I shall attempt to demonstrate the utility of this more dynamic functionalist approach by applying it to a particular case of a ritual which failed to function properly. I shall try to show how an approach which does not distinguish the "logico-meaningful" cultural aspects of the ritual pattern from the "causal-functional" social structural aspects is unable to account adequately for this ritual failure, and how an approach which does so distinguish them is able to analyze more explicitly the cause of the trouble. It will further be argued that such an approach is able to avoid the simplistic view of the functional role of religion in society which sees that role merely as structure-conserving, and to substitute for it a more complex conception of the relations between religious belief and practice and secular social life. Historical materials can be fitted into such a conception, and the functional analysis of religion can therefore be widened to deal more adequately with processes of change.

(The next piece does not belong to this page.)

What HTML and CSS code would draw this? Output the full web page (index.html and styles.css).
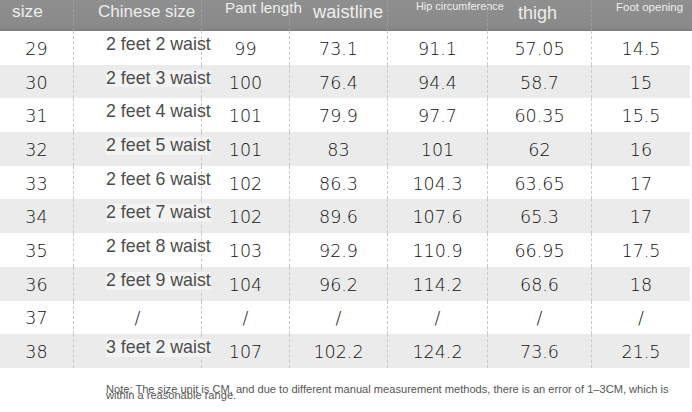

The case to be described is that of a funeral held in Modjokuto, a small town in eastern Central Java. A young boy, about ten years of age, who was living with his uncle and aunt, died very suddenly. His death, instead of being followed by the usual hurried, subdued, yet methodically efficient Javanese funeral ceremony and burial routine, brought on an extended period of pronounced social strain and severe psychological tension. The complex of beliefs and rituals which had for generations brought countless Javanese safely through the difficult postmortem period suddenly failed to work with its accustomed effectiveness. To understand why it failed demands knowledge and understanding of a whole range of social and cultural changes which have taken place in Java since the first decades of this century. This disrupted funeral was in fact but a microscopic example of the broader conflicts, structural dissolutions, and attempted reintegrations which, in one form or another, are characteristic of contemporary Indonesian society.
The religious tradition of Java, particularly of the peasantry, is a composite of Indian, Islamic, and indigenous Southeast Asian elements. The rise of large, militaristic kingdoms in the inland rice basins in the early centuries of the Christian era was associated with the diffusion of Hinduist and Buddhist culture patterns to the island; the expansion of international maritime trade in the port cities of the northern coast in the fifteenth and sixteenth centuries was associated with the diffusion of Islamic patterns. Working their way into the peasant mass, these two world religions became fused with the underlying animistic traditions characteristic of the whole Malaysian culture area. The result was a balanced syncretism of myth and ritual in which Hindu gods and goddesses, Moslem prophets and saints, and local spirits and demons all found a proper place.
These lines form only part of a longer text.